__LISTED RECORDS__.
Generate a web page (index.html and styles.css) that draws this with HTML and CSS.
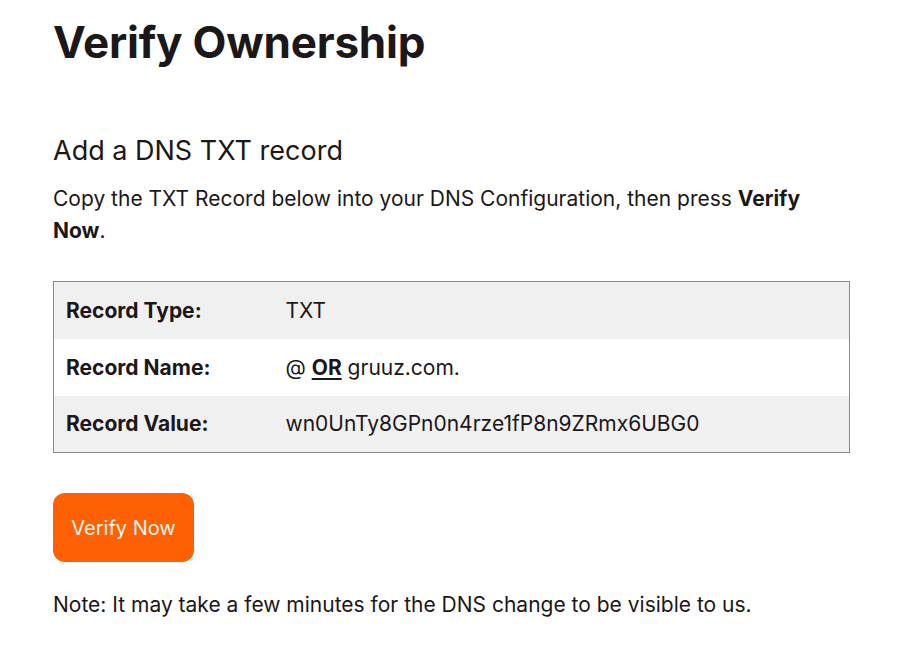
FILE: index.html
```html
<!DOCTYPE html>
<html lang="en">
<head>
<meta charset="utf-8">
<title>Verify Ownership</title>
<link rel="stylesheet" href="styles.css">
</head>
<body>
<main class="page">
  <h1 class="title">Verify Ownership</h1>
  <h2 class="subtitle">Add a DNS TXT record</h2>
  <p class="intro">Copy the TXT Record below into your DNS Configuration, then press <strong>Verify Now</strong>.</p>
  <table class="records">
    <tbody>
      <tr class="row shaded">
        <th class="label">Record Type:</th>
        <td class="value">TXT</td>
      </tr>
      <tr class="row">
        <th class="label">Record Name:</th>
        <td class="value">@ <strong class="or">OR</strong> gruuz.com.</td>
      </tr>
      <tr class="row shaded">
        <th class="label">Record Value:</th>
        <td class="value">wn0UnTy8GPn0n4rze1fP8n9ZRmx6UBG0</td>
      </tr>
    </tbody>
  </table>
  <button class="verify-btn" type="button">Verify Now</button>
  <p class="note">Note: It may take a few minutes for the DNS change to be visible to us.</p>
</main>
</body>
</html>
```

FILE: styles.css
```css
* {
  box-sizing: border-box;
}

html, body {
  margin: 0;
  padding: 0;
  background: #ffffff;
}

body {
  font-family: Inter, "Noto Sans", "Liberation Sans", sans-serif;
  color: #1c1718;
}

.page {
  width: 797px;
  margin-left: 53px;
  padding-top: 15px;
  display: flex;
  flex-direction: column;
  align-items: flex-start;
}

.title {
  margin: 0;
  font-size: 44px;
  line-height: 54px;
  font-weight: 700;
  letter-spacing: -0.2px;
}

.subtitle {
  margin: 64px 0 0;
  font-size: 27px;
  line-height: 36px;
  font-weight: 400;
}

.intro {
  margin: 14px 0 0;
  font-size: 21px;
  line-height: 32px;
}

.intro strong {
  font-weight: 700;
}

.records {
  width: 797px;
  margin-top: 34px;
  border-collapse: collapse;
  border: 1px solid #8a8a8a;
  font-size: 21px;
}

.row {
  height: 57px;
  background: #ffffff;
}

.row.shaded {
  background: #f0f0f0;
}

.label {
  width: 232px;
  padding: 0 0 0 12px;
  text-align: left;
  font-weight: 700;
  vertical-align: middle;
}

.value {
  padding: 0;
  font-weight: 400;
  vertical-align: middle;
}

.or {
  font-weight: 700;
  text-decoration: underline;
  text-underline-offset: 3px;
}

.verify-btn {
  margin-top: 40px;
  width: 141px;
  height: 69px;
  border: none;
  border-radius: 12px;
  background: #fd6103;
  color: #fff7ef;
  font-family: inherit;
  font-size: 20px;
  font-weight: 400;
  padding: 0;
  cursor: pointer;
}

.note {
  margin: 27px 0 0;
  font-size: 21px;
  line-height: 32px;
}
```
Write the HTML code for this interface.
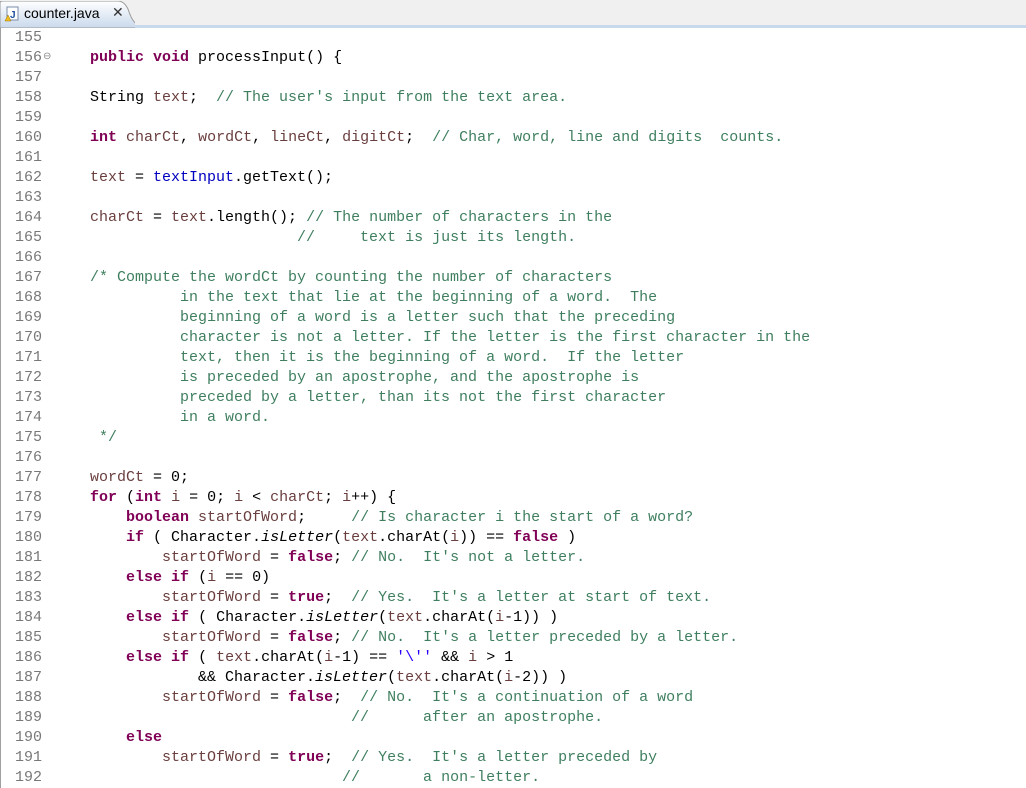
<!DOCTYPE html>
<html><head><meta charset="utf-8"><style>
body{margin:0;width:1026px;height:788px;overflow:hidden;background:#fff;font-family:"Liberation Mono",monospace}
.bar{position:absolute;left:0;top:0;width:1026px;height:28px;background:#f0f0f0}
.band{position:absolute;left:0;top:25px;width:1026px;height:3px;background:#c9d9ec}
.tab{position:absolute;left:0;top:1px;width:135px;height:27px}
.ttl{position:absolute;left:24px;top:5px;font:14px "Liberation Sans",sans-serif;color:#000}
.x{position:absolute;left:112px;top:4px;font:14px "Liberation Sans",sans-serif;color:#333}
.ed{position:absolute;left:0;top:28px;width:1026px;height:760px;border-left:1px solid #a0a0a0}
.ln{position:absolute;left:15px;top:28px;font-size:15px;line-height:20px;color:#787878;white-space:pre}
.ln div{height:20px;line-height:20px;position:relative}
.code{position:absolute;left:90px;top:48px;font-size:15px;line-height:20px;color:#000;white-space:pre;margin:0;font-family:"Liberation Mono",monospace}
.k{color:#7f0055;font-weight:bold}.c{color:#3f7f5f}.v{color:#6a3e3e}.f{color:#0000c0}.s{color:#2a00ff}.i{font-style:italic}
</style></head><body>
<div class="bar"></div><div class="band"></div>
<svg class="tab" width="135" height="27"><defs><linearGradient id="g" x1="0" y1="0" x2="0" y2="1"><stop offset="0" stop-color="#fff"/><stop offset="1" stop-color="#c9d9ec"/></linearGradient></defs><path d="M0 27 V2 Q0 0 3 0 H118 Q124 0 128 8 Q133 24 140 24 V27 Z" fill="url(#g)" stroke="#999" stroke-width="1"/></svg>
<svg style="position:absolute;left:4px;top:6px" width="16" height="16"><rect x="3" y="1" width="11" height="13" fill="#fff" stroke="#7a8ca8"/><text x="6" y="12" font-size="10" font-family="Liberation Sans" fill="#1f4f9f" font-weight="bold">J</text><path d="M1 15 L4 9 L7 15Z" fill="#f0c020" stroke="#a07000" stroke-width=".5"/></svg>
<div class="ttl">counter.java</div><div class="x">✕</div>
<div class="ed"></div>
<div class="ln"><div>155</div><div>156<span style="position:absolute;left:28px;top:0;font-size:10px;color:#888">⊖</span></div><div>157</div><div>158</div><div>159</div><div>160</div><div>161</div><div>162</div><div>163</div><div>164</div><div>165</div><div>166</div><div>167</div><div>168</div><div>169</div><div>170</div><div>171</div><div>172</div><div>173</div><div>174</div><div>175</div><div>176</div><div>177</div><div>178</div><div>179</div><div>180</div><div>181</div><div>182</div><div>183</div><div>184</div><div>185</div><div>186</div><div>187</div><div>188</div><div>189</div><div>190</div><div>191</div><div>192</div></div>
<pre class="code"><span class="k">public</span> <span class="k">void</span> processInput() {

String <span class="v">text</span>;  <span class="c">// The user's input from the text area.</span>

<span class="k">int</span> <span class="v">charCt</span>, <span class="v">wordCt</span>, <span class="v">lineCt</span>, <span class="v">digitCt</span>;  <span class="c">// Char, word, line and digits  counts.</span>

<span class="v">text</span> = <span class="f">textInput</span>.getText();

<span class="v">charCt</span> = <span class="v">text</span>.length(); <span class="c">// The number of characters in the</span>
                       <span class="c">//     text is just its length.</span>

<span class="c">/* Compute the wordCt by counting the number of characters
          in the text that lie at the beginning of a word.  The
          beginning of a word is a letter such that the preceding
          character is not a letter. If the letter is the first character in the
          text, then it is the beginning of a word.  If the letter
          is preceded by an apostrophe, and the apostrophe is
          preceded by a letter, than its not the first character
          in a word.
 */</span>

<span class="v">wordCt</span> = 0;
<span class="k">for</span> (<span class="k">int</span> <span class="v">i</span> = 0; <span class="v">i</span> &lt; <span class="v">charCt</span>; <span class="v">i</span>++) {
    <span class="k">boolean</span> <span class="v">startOfWord</span>;     <span class="c">// Is character i the start of a word?</span>
    <span class="k">if</span> ( Character.<span class="i">isLetter</span>(<span class="v">text</span>.charAt(<span class="v">i</span>)) == <span class="k">false</span> )
        <span class="v">startOfWord</span> = <span class="k">false</span>; <span class="c">// No.  It's not a letter.</span>
    <span class="k">else</span> <span class="k">if</span> (<span class="v">i</span> == 0)
        <span class="v">startOfWord</span> = <span class="k">true</span>;  <span class="c">// Yes.  It's a letter at start of text.</span>
    <span class="k">else</span> <span class="k">if</span> ( Character.<span class="i">isLetter</span>(<span class="v">text</span>.charAt(<span class="v">i</span>-1)) )
        <span class="v">startOfWord</span> = <span class="k">false</span>; <span class="c">// No.  It's a letter preceded by a letter.</span>
    <span class="k">else</span> <span class="k">if</span> ( <span class="v">text</span>.charAt(<span class="v">i</span>-1) == <span class="s">'\''</span> &amp;&amp; <span class="v">i</span> &gt; 1
            &amp;&amp; Character.<span class="i">isLetter</span>(<span class="v">text</span>.charAt(<span class="v">i</span>-2)) )
        <span class="v">startOfWord</span> = <span class="k">false</span>;  <span class="c">// No.  It's a continuation of a word</span>
                             <span class="c">//      after an apostrophe.</span>
    <span class="k">else</span>
        <span class="v">startOfWord</span> = <span class="k">true</span>;  <span class="c">// Yes.  It's a letter preceded by</span>
                            <span class="c">//       a non-letter.</span></pre>
</body></html>
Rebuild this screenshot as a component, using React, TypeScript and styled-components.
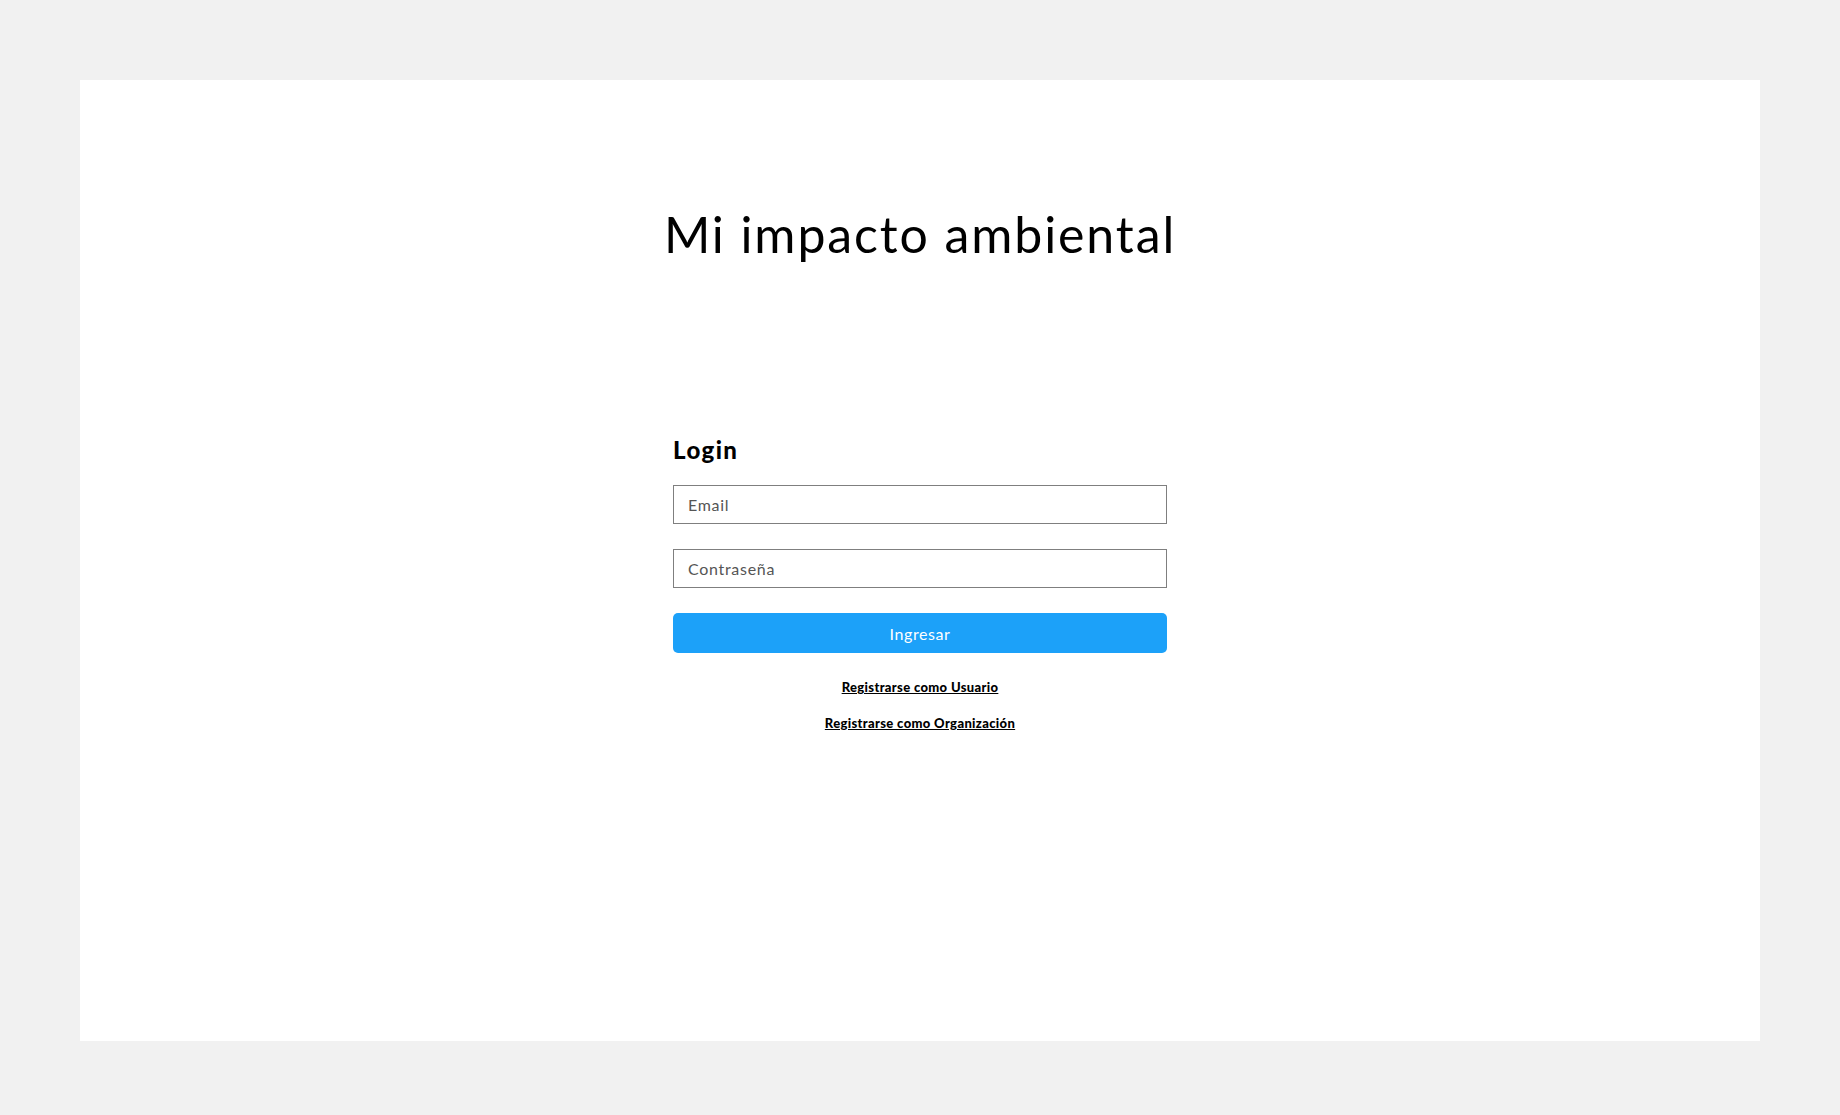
import React from "react";
import styled, { createGlobalStyle } from "styled-components";

const GlobalStyle = createGlobalStyle`
  html, body {
    margin: 0;
    padding: 0;
    background: #f1f1f1;
  }
  body {
    font-family: "Lato", "Open Sans", "DejaVu Sans", sans-serif;
    color: #000;
  }
  * { box-sizing: border-box; }
`;

const Page = styled.div`
  padding: 80px 80px 74px;
`;

const Card = styled.main`
  background: #ffffff;
  height: 961px;
  display: flex;
  flex-direction: column;
  align-items: center;
  padding-top: 124px;
`;

const Title = styled.h1`
  margin: 0;
  font-family: "Lato", sans-serif;
  font-weight: 400;
  font-size: 50px;
  line-height: 60px;
  letter-spacing: 1.9px;
  color: #000;
`;

const Form = styled.form`
  width: 494px;
  margin-top: 171px;
  display: flex;
  flex-direction: column;
`;

const Heading = styled.h2`
  margin: 0 0 20px;
  font-family: "Lato", sans-serif;
  font-weight: 900;
  font-size: 24px;
  line-height: 30px;
  letter-spacing: 1.4px;
`;

const Input = styled.input`
  width: 100%;
  height: 39px;
  margin-bottom: 25px;
  padding: 0 14px;
  border: 1px solid #7f7f7f;
  border-radius: 0;
  font-family: "Lato", sans-serif;
  font-size: 16px;
  letter-spacing: 0.7px;
  color: #222;
  outline: none;
  &::placeholder {
    color: #555555;
  }
`;

const Button = styled.button`
  width: 100%;
  height: 40px;
  border: none;
  border-radius: 5px;
  background: #1ca1f9;
  color: #fff;
  font-family: "Lato", sans-serif;
  font-size: 16px;
  letter-spacing: 0.6px;
  cursor: pointer;
`;

const Links = styled.div`
  margin-top: 26px;
  display: flex;
  flex-direction: column;
  align-items: center;
  gap: 19px;
`;

const RegisterLink = styled.a`
  font-family: "Lato", sans-serif;
  font-weight: 900;
  font-size: 13px;
  line-height: 17px;
  letter-spacing: 0.35px;
  color: #000;
  text-decoration: underline;
  cursor: pointer;
`;

export default function App() {
  return (
    <>
      <GlobalStyle />
      <Page>
        <Card>
          <Title>Mi impacto ambiental</Title>
          <Form onSubmit={(e) => e.preventDefault()}>
            <Heading>Login</Heading>
            <Input type="email" placeholder="Email" />
            <Input type="password" placeholder="Contraseña" />
            <Button type="submit">Ingresar</Button>
            <Links>
              <RegisterLink>Registrarse como Usuario</RegisterLink>
              <RegisterLink>Registrarse como Organización</RegisterLink>
            </Links>
          </Form>
        </Card>
      </Page>
    </>
  );
}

__WRITTEN REQUEST__.
Work out the number of lines above that include the string "index" and write only that number.

__FINAL RESULT__.
2